Tuesday, April 07, 2009

Coleman's desperate moves fail - Franken Widens Lead

From The Hill -
Norm Coleman has just made his appeal more difficult.

Al Franken extended his lead in the Minnesota Senate race to 313 votes Tuesday, after about 350 improperly rejected absentee ballots were added to the ballot pool.

The total is 87 more votes than Franken led by at the beginning of the day and all but assures that Coleman’s current court challenge will fail.

Don't be surprised if the GOPers' appeals and dilatory tactics to last for six years, the entire term of office up for election - as much as the GOP wants to protect one of its own (Coleman), they want to prevent the seating of someone they *despise* - the loudly liberal Franken. They hate him with a fiery passion they once reserved for Hillary Clinton.

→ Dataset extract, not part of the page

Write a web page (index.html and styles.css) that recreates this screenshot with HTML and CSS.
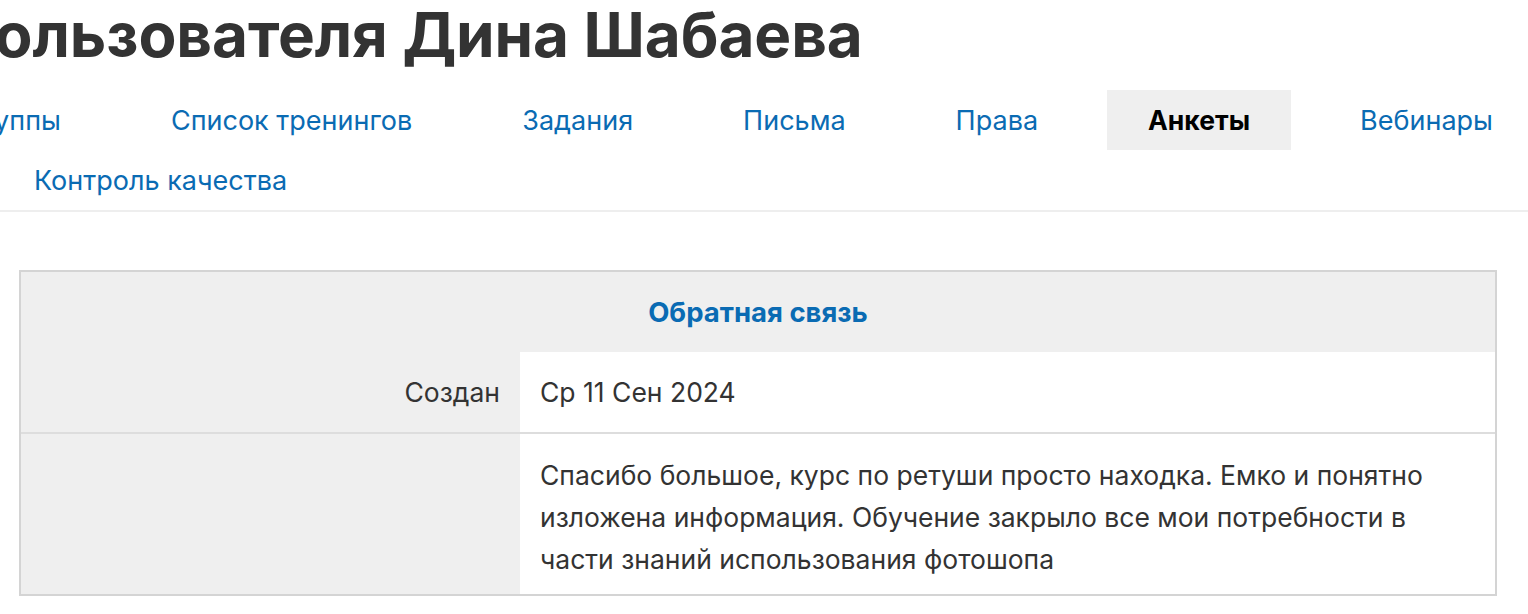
FILE: index.html
```html
<!DOCTYPE html>
<html lang="ru">
<head>
<meta charset="utf-8">
<title>Анкеты пользователя Дина Шабаева</title>
<link rel="stylesheet" href="styles.css">
</head>
<body>
<header class="head">
  <h1 class="title">Анкеты пользователя Дина Шабаева</h1>
  <nav class="tabs">
    <a class="tab tab-first" href="#">Группы</a>
    <a class="tab" href="#">Список тренингов</a>
    <a class="tab" href="#">Задания</a>
    <a class="tab" href="#">Письма</a>
    <a class="tab" href="#">Права</a>
    <a class="tab tab-active" href="#">Анкеты</a>
    <a class="tab" href="#">Вебинары</a>
    <a class="tab" href="#">Контроль качества</a>
  </nav>
</header>
<main class="content">
  <section class="form">
    <div class="form-head">Обратная связь</div>
    <div class="row">
      <div class="label">Создан</div>
      <div class="value">Ср 11 Сен 2024</div>
    </div>
    <div class="row row-last">
      <div class="label"></div>
      <div class="value value-text">Спасибо большое, курс по ретуши просто находка. Емко и понятно изложена информация. Обучение закрыло все мои потребности в части знаний использования фотошопа</div>
    </div>
  </section>
</main>
</body>
</html>
```
FILE: styles.css
```css
* { box-sizing: border-box; }
html, body { margin: 0; padding: 0; background: #fff; }
body {
  font-family: Inter, "Noto Sans", "Liberation Sans", sans-serif;
  color: #333;
  width: 1528px;
  overflow: hidden;
}
.head {
  border-bottom: 2px solid #eeeeee;
}
.title {
  margin: -5px 0 0 -296px;
  font-size: 62px;
  line-height: 80px;
  font-weight: 700;
  color: #333;
  white-space: nowrap;
  letter-spacing: -0.1px;
}
.tabs {
  display: flex;
  flex-wrap: wrap;
  column-gap: 28px;
  margin: 15px 0 0 -7px;
  width: 1580px;
}
.tab {
  display: flex;
  align-items: center;
  height: 60px;
  padding: 0 41px;
  font-size: 27px;
  color: #0a6bb3;
  text-decoration: none;
  white-space: nowrap;
}
.tab-first { margin-left: -70px; }
.tab-active {
  background: #efefef;
  color: #000;
  font-weight: 700;
  font-size: 26.5px;
}
.content {
  padding: 58px 0 0 19px;
}
.form {
  width: 1478px;
  border: 2px solid #d4d4d4;
  background: #efefef;
}
.form-head {
  height: 80px;
  display: flex;
  align-items: center;
  justify-content: center;
  font-size: 27.5px;
  font-weight: 700;
  color: #0a6bb3;
}
.row {
  display: grid;
  grid-template-columns: 499px 1fr;
  border-bottom: 2px solid #dddddd;
  font-size: 26.5px;
  line-height: 42px;
  color: #333;
}
.row-last { border-bottom: none; }
.label {
  padding: 19px 20px;
  text-align: right;
}
.value {
  background: #fff;
  padding: 19px 20px;
}
.value-text {
  padding: 20px 20px 14px;
}
```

- In other ongoing elections news, the race in NY-20 to replace former Congresswoman now Senator Kirsten Gillibrand in the U.S. House is still too close to call, with Democrat Scott Murphy and Republican Jim Tedisco swapping the lead in the race on an almost-hourly basis.

Of course, given that the Reps have a more than 64,000 voter registration advantage in the district, the fact that they didn't win this one in a walkover is something of an embarrassment.

- In IL-05, there is a special election today to select a replacement for former Congressman now White House Chief of Staff Rahm Emanuel. That one is expected to stay in the Democratic column, though with the events in NY-20, it may be worth keeping an eye on this one.



Thane Eichenauer said...

I could care less about the hypothetical embarassment of the Republican Party as a result of Tedisco not squashing his opposition. I (and most Americans) are rooting for We the People, not against Them the Republicans.

Eli Blake said...

I'm sure they will appeal it all the way up to the Supreme Court if they can.

However I doubt if those appeals would take six years. The pace this has been moving through the Minnesota courts, if not exactly a race, is fast enough that I'm sure this will be done before the next general election.

On top of which Coleman himself may eventually have future political ambitions (to run for a rematch, or eventually for Governor.) If he drags it out too long he may end up like Dino Rossi-- the Republican who wore his support thin in Washington by pressing his case so long that the electorate got tired of him and his sour grapes-- so last year he ran for a rematch and let's just say that by a month or so before the vote it was clear that no recount would be needed.

In fact, if Pawlenty (who squeaked by 47-46 percent the last time) decides that his Presidential ambitions are better served by running as a former Governor than risking a campaign-ending loss, then the Governor's race could open up next year-- and if so then Coleman may have to think real hard about how much personal political capital he will want to waste to keep this going.